Hirshman, essentially, argues that women ought to change the system by climbing to the top of it and altering it by fiat. Elite women (who ought to be feminists, apparently) should get a marketable degree and use it without ceasing to attain both promotions and raises in constant succession until they can retire without any fear of poverty—I'm not sure when that is, so maybe they can't retire after all. They ought to marry someone with poorer financial prospects than their own (she assumes it will be a man, which I know is heterosexist, and because it's her article I'll fight it on that territory, so apologies for the substantial number of women out there who have no interest in marrying men). I'm not sure what she assumes the women on the bottom of the economic ladder are to do--and since there are more women there than men (substantially more) there will be an awful lot of women who can't marry at all.
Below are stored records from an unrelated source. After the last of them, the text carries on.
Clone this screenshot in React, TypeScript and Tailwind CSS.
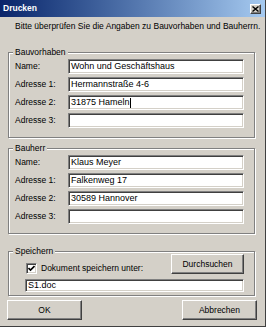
import React from 'react';

const sunken =
  'border border-t-[#808080] border-l-[#808080] border-r-white border-b-white shadow-[inset_1px_1px_0_#404040,inset_-1px_-1px_0_#d4d0c8]';
const raised =
  'border border-t-white border-l-white border-r-[#404040] border-b-[#404040] shadow-[inset_-1px_-1px_0_#808080,inset_1px_1px_0_#d4d0c8]';

function Field({ value, caret, className = 'h-[15px] w-[176px]' }: { value?: string; caret?: boolean; className?: string }) {
  return (
    <div className={`flex items-center bg-white pl-[2px] text-[9px] text-black ${sunken} ${className}`}>
      <span className="whitespace-nowrap">{value}</span>
      {caret && <span className="h-[10px] w-px bg-black" />}
    </div>
  );
}

function Row({ label, value, caret }: { label: string; value?: string; caret?: boolean }) {
  return (
    <div className="flex items-center">
      <span className="w-[53px] text-[8.5px]">{label}</span>
      <Field value={value} caret={caret} />
    </div>
  );
}

function Group({ title, rows }: { title: string; rows: { label: string; value?: string; caret?: boolean }[] }) {
  return (
    <fieldset className="w-[247px] border border-[#808080] pl-[6px] pr-[10px] shadow-[inset_1px_1px_0_#fff,1px_1px_0_#fff]">
      <legend className="-ml-[2px] bg-[#d4d0c8] px-[2px] text-[8.5px] leading-[11px]">{title}</legend>
      <div className="flex flex-col gap-[3px] pt-[1px] pb-[9px]">
        {rows.map((r) => (
          <Row key={r.label} {...r} />
        ))}
      </div>
    </fieldset>
  );
}

export default function App() {
  return (
    <div className="h-[327px] w-[266px] border-r border-b border-[#404040] bg-[#d4d0c8] font-['Liberation_Sans',Arial,sans-serif] text-black">
      {/* title bar */}
      <div className="flex h-[17px] items-center justify-between bg-gradient-to-r from-[#0a246a] to-[#a6caf0] pl-[3px] pr-[4px]">
        <span className="text-[8.5px] font-bold text-white">Drucken</span>
        <div className={`flex h-[10px] w-[11px] items-center justify-center bg-[#d4d0c8] ${raised}`}>
          <svg width="7" height="6" viewBox="0 0 7 6">
            <path d="M0.5 0.5 L6.5 5.5 M6.5 0.5 L0.5 5.5" stroke="#000" strokeWidth="1.4" />
          </svg>
        </div>
      </div>

      <div className="pl-[8px]">
        <p className="mt-[4px] ml-[7px] whitespace-nowrap text-[8.5px] leading-[11px]">
          Bitte überprüfen Sie die Angaben zu Bauvorhaben und Bauherrn.
        </p>

        <div className="mt-[15px]">
          <Group
            title="Bauvorhaben"
            rows={[
              { label: 'Name:', value: 'Wohn und Geschäftshaus' },
              { label: 'Adresse 1:', value: 'Hermannstraße 4-6' },
              { label: 'Adresse 2:', value: '31875 Hameln', caret: true },
              { label: 'Adresse 3:' },
            ]}
          />
        </div>

        <div className="mt-[5px]">
          <Group
            title="Bauherr"
            rows={[
              { label: 'Name:', value: 'Klaus Meyer' },
              { label: 'Adresse 1:', value: 'Falkenweg 17' },
              { label: 'Adresse 2:', value: '30589 Hannover' },
              { label: 'Adresse 3:' },
            ]}
          />
        </div>

        <fieldset className="mt-[12px] w-[247px] border border-[#808080] pl-[6px] pr-[10px] shadow-[inset_1px_1px_0_#fff,1px_1px_0_#fff]">
          <legend className="-ml-[2px] bg-[#d4d0c8] px-[2px] text-[8.5px] leading-[11px]">Speichern</legend>
          <div className="pl-[10px] pb-[3px]">
            <div className="-mt-[3px] flex items-end justify-between">
              <label className="mb-[-1px] flex items-center gap-[4px] pl-[1px] text-[8.5px]">
                <span className={`flex h-[11px] w-[11px] items-center justify-center bg-white ${sunken}`}>
                  <svg width="7" height="7" viewBox="0 0 7 7">
                    <path d="M0.5 3 L2.5 5 L6.5 1" stroke="#000" strokeWidth="1.6" fill="none" />
                  </svg>
                </span>
                Dokument speichern unter:
              </label>
              <button className={`h-[20px] w-[73px] bg-[#d4d0c8] text-[8.5px] ${raised}`}>Durchsuchen</button>
            </div>
            <div className="mt-[5px]">
              <Field value="S1.doc" className="h-[13px] w-[219px]" />
            </div>
          </div>
        </fieldset>

        <div className="-ml-px mt-[4px] flex w-[250px] justify-between">
          <button className={`h-[20px] w-[75px] bg-[#d4d0c8] text-[8.5px] ${raised}`}>OK</button>
          <button className={`h-[20px] w-[75px] bg-[#d4d0c8] text-[8.5px] ${raised}`}>Abbrechen</button>
        </div>
      </div>
    </div>
  );
}
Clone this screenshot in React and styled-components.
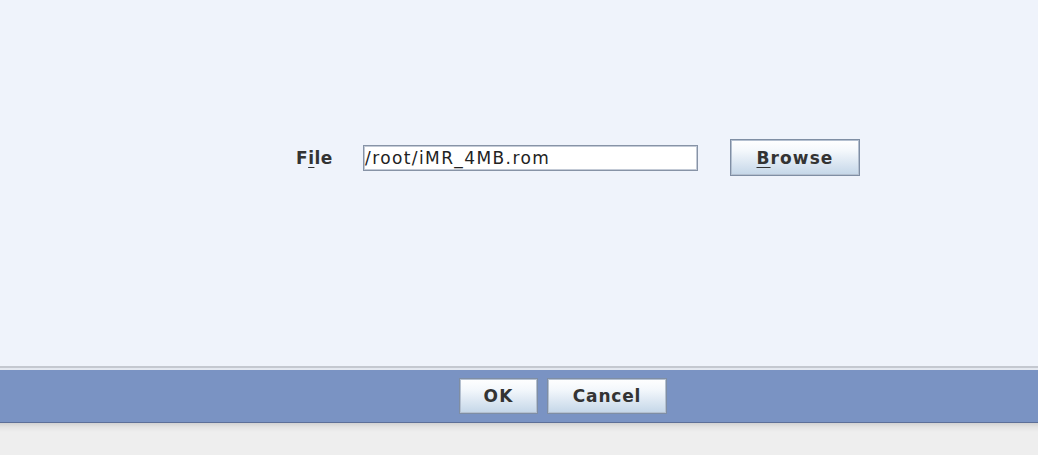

One ought to work in a field with substantial monetary reward. Work is good on its own because it is there that one can achieve the ability to "use reason" (she has never worked anywhere that I've worked, where "reason" is often twisted up like a balloon animal); but it must be financially rewarding also. Working for personal reward is no good, and it's antifeminist. One must then climb to the top of the corporate ladder. Of course, one can only do so by limiting one's offspring to one, because the family and the workplace really are inherently mutually exclusive. Once a relatively proportionate number of elite women have managed this trick, Feminist Change Will Happen. Because women really are a package unit who all want the same thing, and the sorts of women who can do this--marry down, have only one child, work in financially rewarding and politically powerful professions and find it personally rewarding to do so--won't have any more in common with each other than they will have with women at large. So the changes they implement will naturally be changes that benefit all women. Feminist Utopia Arrives!
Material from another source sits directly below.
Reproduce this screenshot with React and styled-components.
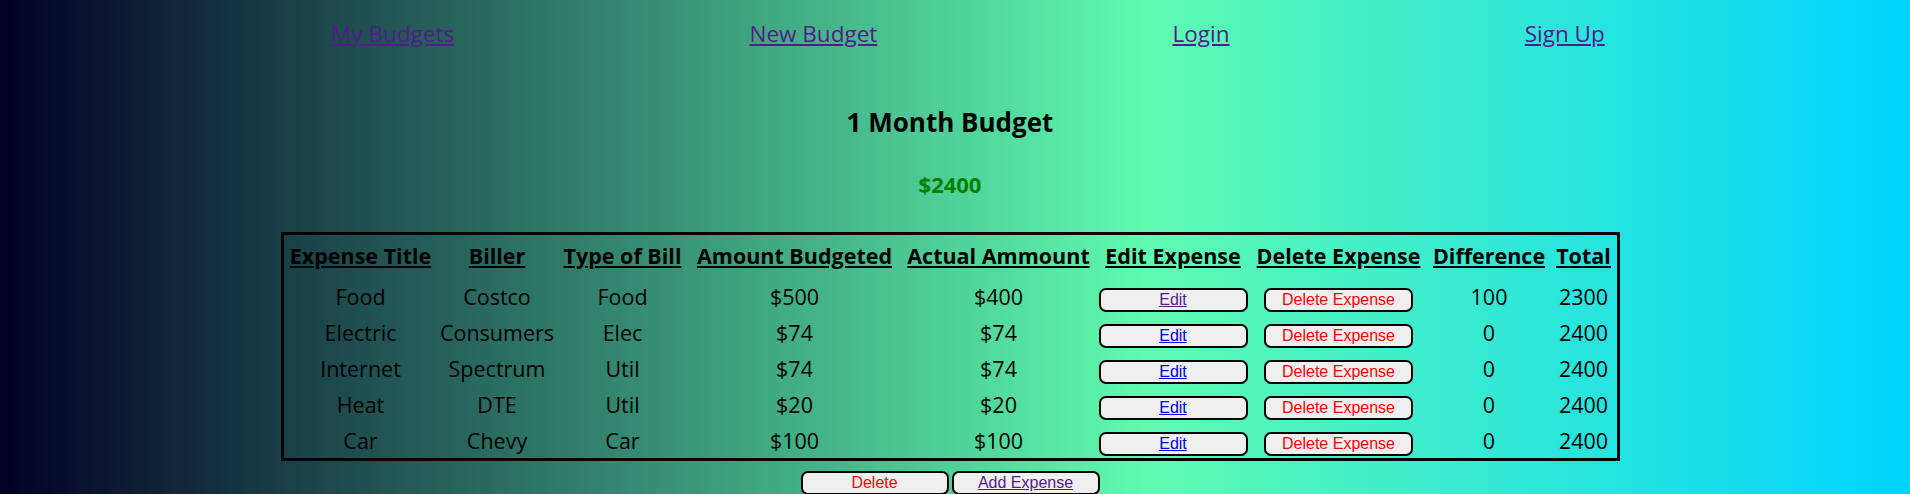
import React from "react";
import styled, { createGlobalStyle } from "styled-components";

const expenses = [
  { title: "Food", biller: "Costco", type: "Food", budgeted: 500, actual: 400, visited: true },
  { title: "Electric", biller: "Consumers", type: "Elec", budgeted: 74, actual: 74 },
  { title: "Internet", biller: "Spectrum", type: "Util", budgeted: 74, actual: 74 },
  { title: "Heat", biller: "DTE", type: "Util", budgeted: 20, actual: 20 },
  { title: "Car", biller: "Chevy", type: "Car", budgeted: 100, actual: 100 },
];

const columns = [
  { label: "Expense Title", width: 150 },
  { label: "Biller", width: 119 },
  { label: "Type of Bill", width: 128 },
  { label: "Amount Budgeted", width: 212 },
  { label: "Actual Ammount", width: 192 },
  { label: "Edit Expense", width: 153 },
  { label: "Delete Expense", width: 174 },
  { label: "Difference", width: 123 },
  { label: "Total", width: 62 },
];

const BUDGET = 2400;

const GlobalStyle = createGlobalStyle`
  html, body {
    margin: 0;
    padding: 0;
  }
  body {
    font-family: "Open Sans", "Noto Sans", sans-serif;
  }
`;

const App = () => {
  return (
    <Page>
      <GlobalStyle />
      <NavList>
        <NavItem><NavLink href="#">My Budgets</NavLink></NavItem>
        <NavItem><NavLink href="#">New Budget</NavLink></NavItem>
        <NavItem><NavLink href="#">Login</NavLink></NavItem>
        <NavItem><NavLink href="#">Sign Up</NavLink></NavItem>
      </NavList>
      <Main>
        <Title>1 Month Budget</Title>
        <Amount>${BUDGET}</Amount>
        <Table>
          <thead>
            <tr>
              {columns.map((col) => (
                <Th key={col.label} $w={col.width}>
                  {col.label}
                </Th>
              ))}
            </tr>
          </thead>
          <tbody>
            {expenses.map((exp) => {
              const diff = exp.budgeted - exp.actual;
              return (
                <tr key={exp.title}>
                  <Td>{exp.title}</Td>
                  <Td>{exp.biller}</Td>
                  <Td>{exp.type}</Td>
                  <Td>${exp.budgeted}</Td>
                  <Td>${exp.actual}</Td>
                  <Td>
                    <Button $width={149}>
                      <ButtonLink href="#" $visited={exp.visited}>
                        Edit
                      </ButtonLink>
                    </Button>
                  </Td>
                  <Td>
                    <Button $width={149} $danger>
                      Delete Expense
                    </Button>
                  </Td>
                  <Td>{diff}</Td>
                  <Td>{BUDGET - diff}</Td>
                </tr>
              );
            })}
          </tbody>
        </Table>
        <Actions>
          <Button $width={148} $danger>
            Delete
          </Button>
          <Button $width={148}>
            <ButtonLink href="#" $visited>
              Add Expense
            </ButtonLink>
          </Button>
        </Actions>
      </Main>
    </Page>
  );
};

const Page = styled.div`
  min-height: 100vh;
  box-sizing: border-box;
  padding-right: 10px;
  background: linear-gradient(
    90deg,
    rgba(2, 0, 36, 1) 0%,
    rgba(95, 251, 176, 1) 60%,
    rgba(0, 212, 255, 1) 100%
  );
  overflow: hidden;
`;

const NavList = styled.ul`
  display: flex;
  justify-content: space-evenly;
  list-style: none;
  margin: 19px 0 0;
  padding: 0 0 0 36px;
  font-size: 22.5px;
  line-height: 30px;
`;

const NavItem = styled.li``;

const NavLink = styled.a`
  color: #551a8b;
  text-decoration: underline;
`;

const Main = styled.main`
  display: flex;
  flex-direction: column;
  align-items: center;
`;

const Title = styled.h2`
  margin: 55px 0 0;
  font-size: 26px;
  line-height: 36px;
  font-weight: 700;
  color: #000;
`;

const Amount = styled.h3`
  margin: 30px 0 0;
  font-size: 22px;
  line-height: 28px;
  font-weight: 700;
  color: green;
`;

const Table = styled.table`
  margin-top: 34px;
  width: 1339px;
  table-layout: fixed;
  border: 3px solid #000;
  border-spacing: 2px;
  color: #000;
`;

const Th = styled.th`
  width: ${(p) => p.$w}px;
  padding: 4px 0 5px;
  font-size: 21.5px;
  line-height: 30px;
  font-weight: 700;
  text-decoration: underline;
  text-align: center;
  white-space: nowrap;
`;

const Td = styled.td`
  padding: 4px 0 0;
  font-size: 21.5px;
  line-height: 30px;
  text-align: center;
  white-space: nowrap;
`;

const Button = styled.button`
  box-sizing: border-box;
  width: ${(p) => p.$width}px;
  padding: 1px 6px;
  border: 2px solid #000;
  border-radius: 7px;
  background: #efefef;
  font-family: "Liberation Sans", Arial, sans-serif;
  font-size: 16px;
  color: ${(p) => (p.$danger ? "#ff0000" : "#000")};
  vertical-align: baseline;
  cursor: pointer;
`;

const ButtonLink = styled.a`
  color: ${(p) => (p.$visited ? "#551a8b" : "#0000ee")};
  text-decoration: underline;
`;

const Actions = styled.div`
  display: flex;
  gap: 3px;
  margin-top: 10px;
`;

export default App;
There are too many problems with her argument to number, but I'll point out the biggest and see where it takes me.

1. Women at the top have never altered the system in favour of women at the bottom. Everybody's favourite poster girl: Margaret Thatcher.

Can anyone name an elite woman who climbed into a position of power and altered her domain or society at large in a way that benefited non-elite women? Just one? Please?

And if we need to have women in decision-making positions in order to see change, then how the hell did women get the vote, anyway? How did we even manage to get into these professional schools? How did we win the right to an abortion? How did Canadian women manage to finagle maternity and parental leaves out of a parliament that is only 20% female? How did any disadvantaged group ever make any advances at all if they needed to have members of their own groups in positions of power and authority?

What good has Condoleeza Rice done for women in the US?

Even my Mom: Who was actually born working-class, married very young (17) to someone with better prospects than her own, and decided to have two children in the 1970s--but then saw Hirshman's light. She went to school (which my Dad, that awful man with better prospects who must inherently want to keep her in her place, paid for), and switched out of the field she liked for a field she hated because of the better earnings potential. She got a job and worked at it like a slave, hating every moment; she climbed to an upper management position where she wields substantial authority over many subordinates and can implement workplace policy fairly flexibly; and she is miserable. She is sticking it out until retirement because she doesn’t want to give the "boys" who think women can't hack it any more material.

Do you think she is agitating for reform to make her workplace more friendly to women with families?

Ah, no. Would you? If you knew the position you'd fought so hard for was dependent on continuing to appear as the perfect worker, always available, supportive of the company's direction?

She is a feminist much as Hirshman herself is (except that she definitely wants more grandchildren) and, from what I can see, it has made her miserable. Mind you, she wasn't much happier in the nine years she was a SAHM, living under her father’s rules. Sure would have been nice if she'd felt for a moment that she could have made her own rules up for herself.

2. "Choice Feminism" is a conservative chimera, not a real ideology. Constructing and destroying it reinforces conservative and anti-feminist ideologies.

What the hell is "choice feminism," anyways? It's something people make up, is what it is. It's the name people give to what feminist women do when they disapprove of their choices.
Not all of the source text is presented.